START

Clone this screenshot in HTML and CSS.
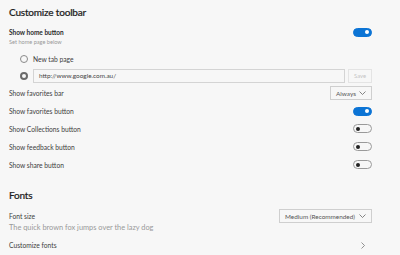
FILE: index.html
```html
<!DOCTYPE html>
<html lang="en">
<head>
    <meta charset="UTF-8">
    <title>Customize toolbar</title>
    <link rel="stylesheet" href="styles.css">
</head>
<body>

    <div class="page">
        <h2 class="title">Customize toolbar</h2>

        <div class="row home">
            <span class="label strong">Show home button</span>
            <span class="toggle on"></span>
        </div>
        <div class="hint">Set home page below</div>

        <div class="radios">
            <div class="radio-row">
                <span class="radio"></span>
                <span class="label">New tab page</span>
            </div>
            <div class="radio-row">
                <span class="radio checked"></span>
                <div class="url">http://www.google.com.au/</div>
                <span class="save">Save</span>
            </div>
        </div>

        <div class="row">
            <span class="label">Show favorites bar</span>
            <span class="select small">Always
                <svg width="7" height="4" viewBox="0 0 7 4"><path d="M0.5 0.5 L3.5 3.5 L6.5 0.5" fill="none" stroke="#666" stroke-width="0.8"/></svg>
            </span>
        </div>
        <div class="row">
            <span class="label">Show favorites button</span>
            <span class="toggle on"></span>
        </div>
        <div class="row">
            <span class="label">Show Collections button</span>
            <span class="toggle"></span>
        </div>
        <div class="row">
            <span class="label">Show feedback button</span>
            <span class="toggle"></span>
        </div>
        <div class="row">
            <span class="label">Show share button</span>
            <span class="toggle"></span>
        </div>

        <h2 class="title fonts">Fonts</h2>

        <div class="row size">
            <span class="label">Font size</span>
            <span class="select wide">Medium (Recommended)
                <svg width="7" height="4" viewBox="0 0 7 4"><path d="M0.5 0.5 L3.5 3.5 L6.5 0.5" fill="none" stroke="#666" stroke-width="0.8"/></svg>
            </span>
        </div>
        <div class="sample">The quick brown fox jumps over the lazy dog</div>

        <div class="row custom">
            <span class="label">Customize fonts</span>
            <svg class="chev" width="4" height="7" viewBox="0 0 4 7"><path d="M0.5 0.5 L3.5 3.5 L0.5 6.5" fill="none" stroke="#777" stroke-width="0.8"/></svg>
        </div>
    </div>

</body>
</html>
```

FILE: styles.css
```css
html, body {
    margin: 0;
    background-color: #f7f7f7;
}
body {
    font-family: Lato, "Noto Sans", sans-serif;
    color: #333;
}
.page {
    width: 363px;
    padding: 3px 0 0 9px;
}
.title {
    margin: 0;
    font-size: 10px;
    font-weight: 500;
    letter-spacing: -0.2px;
    line-height: 18px;
    color: #1f1f1f;
    -webkit-text-stroke: 0.2px #1f1f1f;
}
.row {
    display: flex;
    align-items: center;
    justify-content: space-between;
    height: 17.8px;
}
.label {
    font-size: 6.7px;
    color: #404040;
    white-space: nowrap;
}
.strong {
    font-weight: 700;
    font-size: 6.5px;
    color: #2b2b2b;
}
.home {
    margin-top: 5px;
    height: 12px;
}
.hint {
    font-size: 5.6px;
    line-height: 8px;
    color: #999;
}
.radios {
    margin-top: 4.5px;
    padding-left: 11px;
}
.radio-row {
    display: flex;
    align-items: center;
    height: 17px;
}
.radio {
    width: 6px;
    height: 6px;
    border: 1px solid #8a8a8a;
    border-radius: 50%;
    margin-right: 5px;
    flex-shrink: 0;
}
.radio.checked {
    width: 4px;
    height: 4px;
    border: 2px solid #6a6a6a;
}
.url {
    flex: 1;
    height: 12px;
    border: 1px solid #d4d4d4;
    font-size: 6.4px;
    line-height: 12px;
    padding-left: 5px;
    color: #444;
}
.save {
    width: 22px;
    height: 12px;
    margin-left: 3px;
    border: 1px solid #e4e4e4;
    font-size: 5.8px;
    line-height: 12px;
    text-align: center;
    color: #c4c4c4;
}
.toggle {
    position: relative;
    width: 17px;
    height: 7px;
    border: 1px solid #9a9a9a;
    border-radius: 5px;
}
.toggle::after {
    content: "";
    position: absolute;
    left: 2px;
    top: 1.5px;
    width: 4px;
    height: 4px;
    border-radius: 50%;
    background-color: #222;
}
.toggle.on {
    background-color: #0c74d5;
    border-color: #0c74d5;
}
.toggle.on::after {
    left: auto;
    right: 2px;
    background-color: #fff;
}
.select {
    display: flex;
    align-items: center;
    justify-content: space-between;
    height: 12px;
    border: 1px solid #cfcfcf;
    padding: 0 5px;
    font-size: 6.4px;
    color: #555;
    white-space: nowrap;
}
.select.small {
    width: 30px;
}
.select.wide {
    width: 81px;
}
.fonts {
    margin-top: 13px;
}
.size {
    margin-top: 6px;
    height: 12px;
}
.sample {
    font-size: 7.4px;
    line-height: 12px;
    color: #999;
    white-space: nowrap;
}
.custom {
    margin-top: 2px;
}
.chev {
    margin-right: 7px;
}
```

END

WHAT IS BEING ASKED: Copy the listing exactly. Any image in it stays out of the copy.

REPLY:
Clone this screenshot in HTML and CSS.
FILE: index.html
```html
<!DOCTYPE html>
<html lang="en">
<head>
    <meta charset="UTF-8">
    <title>Customize toolbar</title>
    <link rel="stylesheet" href="styles.css">
</head>
<body>

    <div class="page">
        <h2 class="title">Customize toolbar</h2>

        <div class="row home">
            <span class="label strong">Show home button</span>
            <span class="toggle on"></span>
        </div>
        <div class="hint">Set home page below</div>

        <div class="radios">
            <div class="radio-row">
                <span class="radio"></span>
                <span class="label">New tab page</span>
            </div>
            <div class="radio-row">
                <span class="radio checked"></span>
                <div class="url">http://www.google.com.au/</div>
                <span class="save">Save</span>
            </div>
        </div>

        <div class="row">
            <span class="label">Show favorites bar</span>
            <span class="select small">Always
                <svg width="7" height="4" viewBox="0 0 7 4"><path d="M0.5 0.5 L3.5 3.5 L6.5 0.5" fill="none" stroke="#666" stroke-width="0.8"/></svg>
            </span>
        </div>
        <div class="row">
            <span class="label">Show favorites button</span>
            <span class="toggle on"></span>
        </div>
        <div class="row">
            <span class="label">Show Collections button</span>
            <span class="toggle"></span>
        </div>
        <div class="row">
            <span class="label">Show feedback button</span>
            <span class="toggle"></span>
        </div>
        <div class="row">
            <span class="label">Show share button</span>
            <span class="toggle"></span>
        </div>

        <h2 class="title fonts">Fonts</h2>

        <div class="row size">
            <span class="label">Font size</span>
            <span class="select wide">Medium (Recommended)
                <svg width="7" height="4" viewBox="0 0 7 4"><path d="M0.5 0.5 L3.5 3.5 L6.5 0.5" fill="none" stroke="#666" stroke-width="0.8"/></svg>
            </span>
        </div>
        <div class="sample">The quick brown fox jumps over the lazy dog</div>

        <div class="row custom">
            <span class="label">Customize fonts</span>
            <svg class="chev" width="4" height="7" viewBox="0 0 4 7"><path d="M0.5 0.5 L3.5 3.5 L0.5 6.5" fill="none" stroke="#777" stroke-width="0.8"/></svg>
        </div>
    </div>

</body>
</html>
```

FILE: styles.css
```css
html, body {
    margin: 0;
    background-color: #f7f7f7;
}
body {
    font-family: Lato, "Noto Sans", sans-serif;
    color: #333;
}
.page {
    width: 363px;
    padding: 3px 0 0 9px;
}
.title {
    margin: 0;
    font-size: 10px;
    font-weight: 500;
    letter-spacing: -0.2px;
    line-height: 18px;
    color: #1f1f1f;
    -webkit-text-stroke: 0.2px #1f1f1f;
}
.row {
    display: flex;
    align-items: center;
    justify-content: space-between;
    height: 17.8px;
}
.label {
    font-size: 6.7px;
    color: #404040;
    white-space: nowrap;
}
.strong {
    font-weight: 700;
    font-size: 6.5px;
    color: #2b2b2b;
}
.home {
    margin-top: 5px;
    height: 12px;
}
.hint {
    font-size: 5.6px;
    line-height: 8px;
    color: #999;
}
.radios {
    margin-top: 4.5px;
    padding-left: 11px;
}
.radio-row {
    display: flex;
    align-items: center;
    height: 17px;
}
.radio {
    width: 6px;
    height: 6px;
    border: 1px solid #8a8a8a;
    border-radius: 50%;
    margin-right: 5px;
    flex-shrink: 0;
}
.radio.checked {
    width: 4px;
    height: 4px;
    border: 2px solid #6a6a6a;
}
.url {
    flex: 1;
    height: 12px;
    border: 1px solid #d4d4d4;
    font-size: 6.4px;
    line-height: 12px;
    padding-left: 5px;
    color: #444;
}
.save {
    width: 22px;
    height: 12px;
    margin-left: 3px;
    border: 1px solid #e4e4e4;
    font-size: 5.8px;
    line-height: 12px;
    text-align: center;
    color: #c4c4c4;
}
.toggle {
    position: relative;
    width: 17px;
    height: 7px;
    border: 1px solid #9a9a9a;
    border-radius: 5px;
}
.toggle::after {
    content: "";
    position: absolute;
    left: 2px;
    top: 1.5px;
    width: 4px;
    height: 4px;
    border-radius: 50%;
    background-color: #222;
}
.toggle.on {
    background-color: #0c74d5;
    border-color: #0c74d5;
}
.toggle.on::after {
    left: auto;
    right: 2px;
    background-color: #fff;
}
.select {
    display: flex;
    align-items: center;
    justify-content: space-between;
    height: 12px;
    border: 1px solid #cfcfcf;
    padding: 0 5px;
    font-size: 6.4px;
    color: #555;
    white-space: nowrap;
}
.select.small {
    width: 30px;
}
.select.wide {
    width: 81px;
}
.fonts {
    margin-top: 13px;
}
.size {
    margin-top: 6px;
    height: 12px;
}
.sample {
    font-size: 7.4px;
    line-height: 12px;
    color: #999;
    white-space: nowrap;
}
.custom {
    margin-top: 2px;
}
.chev {
    margin-right: 7px;
}
```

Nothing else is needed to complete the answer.